Student Snippets A Window Into The Daily Life & Thoughts of SLIS Students

Breaking up is just so hard to do

throwing-out-books.jpgThe librarian’s best friend and arguably ongoing nemesis is the never-ending task of weeding. To remain on the cutting edge or at least to remain in the realm of the present with your collection it’s important to evaluate all of the resources on and off the shelves that the library provides. This means, that in any healthy library there should generally be a project going on that removes, or weeds, outdated items. I am fortunate to work in a very healthy academic library, your very own Beatley Library at Simmons, and I find myself these days withdrawing beautiful, yet ancient, reference books. Let’s face it, the future of reference does not lie in the obscure tomes published 50 years ago with the solid leather bindings. However, I stand there in the stacks with The Encyclopedia of Fairies in my hand and I’m sure it’s not my imagination that I hear a little cry from within as I place it on the withdrawal cart.

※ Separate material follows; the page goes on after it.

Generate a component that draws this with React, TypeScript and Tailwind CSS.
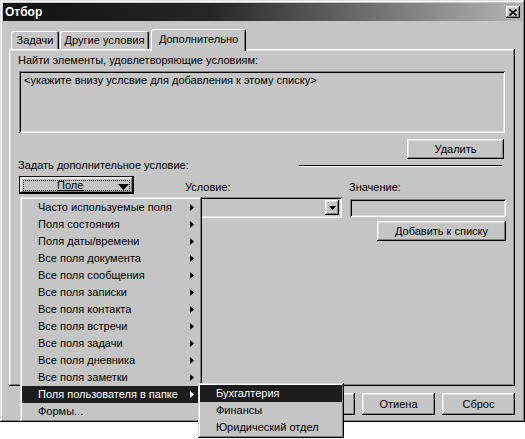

These books know where they’re going. They know their fate. I assumed they were going to the land where the old books have lots of grass to run around in, playing all day and taking turns reading from their authoritative pages. These concordances of Yeats and Dickens are breaking my heart. They leave these shelves forever and I know there are no quality electronic equivalents. I also know that the only pages that give these books the time of day are the reference students in LIS 407 on their treasure hunts for obscure facts. Night after night I continue to pull from a 30 page list of titles and every time I fill the cart I see the massive furnace the toys from Toy Story 3 faced and think of their gruesome end: stripped bare and recycled. If they’re lucky they will be donated to an organization who distributes old library books to underserved populations that will appreciate them. But with shrinking library budgets and the cost of shipping for heavy leather-bound books it’s hard to see that future for many of these books. I, of course, enjoy the book art on pinterest and tumblr and I wonder why there aren’t more artists mining the weeding projects of libraries. If they can’t be read they should at least be immortalized as something stunning that reminds us of the importance of the book. Moral of this story is: I respect the importance of weeding in all libraries but I DO BELIEVE IN FAIRIES! Let’s find them a home!